Pages as source code:
=-=-=-=-=
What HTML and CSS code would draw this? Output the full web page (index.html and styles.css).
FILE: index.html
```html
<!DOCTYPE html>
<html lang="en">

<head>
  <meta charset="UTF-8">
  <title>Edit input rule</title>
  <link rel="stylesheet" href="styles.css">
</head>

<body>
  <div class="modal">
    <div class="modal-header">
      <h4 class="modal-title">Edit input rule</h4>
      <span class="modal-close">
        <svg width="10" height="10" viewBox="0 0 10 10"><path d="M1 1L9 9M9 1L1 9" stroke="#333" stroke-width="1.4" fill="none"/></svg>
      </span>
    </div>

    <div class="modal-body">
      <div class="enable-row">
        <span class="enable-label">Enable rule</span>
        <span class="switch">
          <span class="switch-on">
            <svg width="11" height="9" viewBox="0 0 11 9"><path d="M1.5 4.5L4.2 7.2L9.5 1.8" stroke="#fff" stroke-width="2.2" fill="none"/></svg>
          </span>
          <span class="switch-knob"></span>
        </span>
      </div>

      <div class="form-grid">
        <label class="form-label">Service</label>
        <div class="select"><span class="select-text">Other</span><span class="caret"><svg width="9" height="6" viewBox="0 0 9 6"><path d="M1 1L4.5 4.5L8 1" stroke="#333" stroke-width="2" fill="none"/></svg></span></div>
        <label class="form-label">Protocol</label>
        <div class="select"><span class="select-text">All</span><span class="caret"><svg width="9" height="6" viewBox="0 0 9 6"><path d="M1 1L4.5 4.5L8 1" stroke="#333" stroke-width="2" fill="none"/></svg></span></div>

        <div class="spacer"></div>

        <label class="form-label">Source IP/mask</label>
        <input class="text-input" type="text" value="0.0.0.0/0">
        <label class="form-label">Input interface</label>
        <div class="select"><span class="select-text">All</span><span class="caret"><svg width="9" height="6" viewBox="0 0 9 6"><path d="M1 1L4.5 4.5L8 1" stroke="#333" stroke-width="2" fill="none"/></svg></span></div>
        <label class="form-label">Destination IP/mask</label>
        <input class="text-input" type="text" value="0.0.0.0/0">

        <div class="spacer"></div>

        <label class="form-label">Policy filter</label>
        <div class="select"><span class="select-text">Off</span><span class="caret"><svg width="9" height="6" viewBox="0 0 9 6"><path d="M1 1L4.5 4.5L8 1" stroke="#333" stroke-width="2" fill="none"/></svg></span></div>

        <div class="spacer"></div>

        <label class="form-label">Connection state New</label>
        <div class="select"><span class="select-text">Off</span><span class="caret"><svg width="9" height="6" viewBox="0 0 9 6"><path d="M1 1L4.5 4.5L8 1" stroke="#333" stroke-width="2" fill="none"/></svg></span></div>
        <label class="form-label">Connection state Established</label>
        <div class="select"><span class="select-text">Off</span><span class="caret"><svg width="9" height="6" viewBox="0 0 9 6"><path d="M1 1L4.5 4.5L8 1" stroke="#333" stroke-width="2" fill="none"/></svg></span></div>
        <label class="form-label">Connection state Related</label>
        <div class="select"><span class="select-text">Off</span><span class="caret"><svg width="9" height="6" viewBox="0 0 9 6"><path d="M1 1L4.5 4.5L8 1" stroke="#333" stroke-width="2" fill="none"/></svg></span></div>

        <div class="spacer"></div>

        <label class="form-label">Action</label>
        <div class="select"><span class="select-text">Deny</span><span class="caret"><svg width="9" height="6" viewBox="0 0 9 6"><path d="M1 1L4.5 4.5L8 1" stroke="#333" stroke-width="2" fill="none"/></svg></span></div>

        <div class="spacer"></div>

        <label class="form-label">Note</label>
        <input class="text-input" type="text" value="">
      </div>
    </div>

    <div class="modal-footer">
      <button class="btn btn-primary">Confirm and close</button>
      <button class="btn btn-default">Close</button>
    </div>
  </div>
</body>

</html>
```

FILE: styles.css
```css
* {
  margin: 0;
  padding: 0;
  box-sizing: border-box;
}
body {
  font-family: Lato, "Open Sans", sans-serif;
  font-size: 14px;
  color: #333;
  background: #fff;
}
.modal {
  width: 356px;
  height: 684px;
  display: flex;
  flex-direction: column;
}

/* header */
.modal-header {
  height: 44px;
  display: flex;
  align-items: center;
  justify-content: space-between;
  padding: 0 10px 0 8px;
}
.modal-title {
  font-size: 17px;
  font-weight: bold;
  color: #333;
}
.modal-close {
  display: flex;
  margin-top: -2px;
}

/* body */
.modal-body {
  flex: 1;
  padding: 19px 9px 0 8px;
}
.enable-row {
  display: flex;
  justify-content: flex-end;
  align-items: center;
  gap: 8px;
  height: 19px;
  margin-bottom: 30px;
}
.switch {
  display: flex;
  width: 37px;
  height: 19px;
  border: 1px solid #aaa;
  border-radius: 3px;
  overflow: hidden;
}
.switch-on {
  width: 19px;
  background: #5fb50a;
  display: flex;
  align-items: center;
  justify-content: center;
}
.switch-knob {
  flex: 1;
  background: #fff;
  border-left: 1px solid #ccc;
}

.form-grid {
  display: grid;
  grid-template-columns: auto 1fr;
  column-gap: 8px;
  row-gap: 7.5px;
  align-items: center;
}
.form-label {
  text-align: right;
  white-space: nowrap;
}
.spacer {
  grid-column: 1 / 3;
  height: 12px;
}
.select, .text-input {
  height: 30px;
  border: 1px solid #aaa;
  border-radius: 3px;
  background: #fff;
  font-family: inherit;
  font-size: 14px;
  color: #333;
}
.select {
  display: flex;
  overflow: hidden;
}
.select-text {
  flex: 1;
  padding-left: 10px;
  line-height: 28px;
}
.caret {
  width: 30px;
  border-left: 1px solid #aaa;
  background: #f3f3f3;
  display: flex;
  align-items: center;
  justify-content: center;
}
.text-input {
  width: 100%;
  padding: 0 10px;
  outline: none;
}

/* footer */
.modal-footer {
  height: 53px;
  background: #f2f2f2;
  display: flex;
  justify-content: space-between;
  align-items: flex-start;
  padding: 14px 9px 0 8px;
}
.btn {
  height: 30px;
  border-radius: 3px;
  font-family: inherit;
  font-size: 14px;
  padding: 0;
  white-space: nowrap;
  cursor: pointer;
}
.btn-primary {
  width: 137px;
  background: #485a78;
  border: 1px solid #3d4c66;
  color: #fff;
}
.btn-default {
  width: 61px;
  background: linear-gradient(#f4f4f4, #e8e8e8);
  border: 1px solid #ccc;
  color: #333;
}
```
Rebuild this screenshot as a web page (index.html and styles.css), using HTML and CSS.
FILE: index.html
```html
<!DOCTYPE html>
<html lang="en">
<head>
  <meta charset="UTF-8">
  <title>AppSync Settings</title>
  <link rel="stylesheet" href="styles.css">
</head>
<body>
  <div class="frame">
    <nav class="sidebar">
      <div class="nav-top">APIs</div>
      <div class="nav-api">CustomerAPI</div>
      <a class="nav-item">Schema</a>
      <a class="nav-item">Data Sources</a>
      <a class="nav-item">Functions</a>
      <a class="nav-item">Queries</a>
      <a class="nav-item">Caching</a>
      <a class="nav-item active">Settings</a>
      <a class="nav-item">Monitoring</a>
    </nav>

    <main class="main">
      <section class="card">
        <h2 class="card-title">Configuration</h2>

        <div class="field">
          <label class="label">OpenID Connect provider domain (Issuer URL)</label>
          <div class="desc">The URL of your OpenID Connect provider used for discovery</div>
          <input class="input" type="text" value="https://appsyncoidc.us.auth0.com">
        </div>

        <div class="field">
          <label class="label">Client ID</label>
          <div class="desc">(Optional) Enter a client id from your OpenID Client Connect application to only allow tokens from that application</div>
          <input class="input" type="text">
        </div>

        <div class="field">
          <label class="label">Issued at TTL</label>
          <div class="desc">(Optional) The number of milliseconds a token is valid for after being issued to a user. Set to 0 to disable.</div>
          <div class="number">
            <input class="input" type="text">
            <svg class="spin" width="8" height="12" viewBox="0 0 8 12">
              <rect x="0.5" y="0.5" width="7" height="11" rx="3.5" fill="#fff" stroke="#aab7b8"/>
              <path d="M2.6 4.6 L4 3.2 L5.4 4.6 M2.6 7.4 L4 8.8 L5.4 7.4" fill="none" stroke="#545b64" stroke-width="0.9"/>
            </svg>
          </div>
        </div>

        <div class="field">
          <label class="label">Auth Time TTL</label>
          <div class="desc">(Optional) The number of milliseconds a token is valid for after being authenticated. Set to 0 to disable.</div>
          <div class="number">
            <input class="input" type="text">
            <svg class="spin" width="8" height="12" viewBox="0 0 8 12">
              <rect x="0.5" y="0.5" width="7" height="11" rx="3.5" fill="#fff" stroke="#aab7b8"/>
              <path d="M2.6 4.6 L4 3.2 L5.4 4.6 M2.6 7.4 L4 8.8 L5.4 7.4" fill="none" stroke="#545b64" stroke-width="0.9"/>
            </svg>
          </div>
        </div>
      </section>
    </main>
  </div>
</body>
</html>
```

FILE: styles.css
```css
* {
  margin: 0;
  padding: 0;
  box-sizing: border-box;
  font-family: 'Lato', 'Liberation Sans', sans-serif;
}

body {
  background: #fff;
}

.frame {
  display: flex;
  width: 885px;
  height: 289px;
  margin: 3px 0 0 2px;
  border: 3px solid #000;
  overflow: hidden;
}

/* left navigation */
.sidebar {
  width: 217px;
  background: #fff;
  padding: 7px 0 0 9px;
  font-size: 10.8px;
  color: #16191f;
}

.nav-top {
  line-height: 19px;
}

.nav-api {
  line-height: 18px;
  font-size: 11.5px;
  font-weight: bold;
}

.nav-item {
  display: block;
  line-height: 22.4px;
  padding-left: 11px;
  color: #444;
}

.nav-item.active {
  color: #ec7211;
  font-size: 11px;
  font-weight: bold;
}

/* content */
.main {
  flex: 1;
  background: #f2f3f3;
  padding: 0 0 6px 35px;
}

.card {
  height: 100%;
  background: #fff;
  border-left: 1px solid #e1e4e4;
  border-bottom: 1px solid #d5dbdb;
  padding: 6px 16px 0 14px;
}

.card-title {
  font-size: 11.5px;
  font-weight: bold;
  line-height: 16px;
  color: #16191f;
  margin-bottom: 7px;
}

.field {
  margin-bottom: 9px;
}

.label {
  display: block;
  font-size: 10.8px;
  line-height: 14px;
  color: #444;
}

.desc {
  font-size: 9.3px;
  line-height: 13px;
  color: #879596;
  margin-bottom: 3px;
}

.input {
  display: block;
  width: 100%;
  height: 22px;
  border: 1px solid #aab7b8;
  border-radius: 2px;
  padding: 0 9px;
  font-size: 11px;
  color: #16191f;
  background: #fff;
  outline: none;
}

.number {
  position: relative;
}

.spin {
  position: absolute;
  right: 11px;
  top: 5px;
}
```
=-=-=-=-=
Exercise goal: Find all lines with "this" in them and copy each one.

Result of the task:
What HTML and CSS code would draw this? Output the full web page (index.html and styles.css).
Rebuild this screenshot as a web page (index.html and styles.css), using HTML and CSS.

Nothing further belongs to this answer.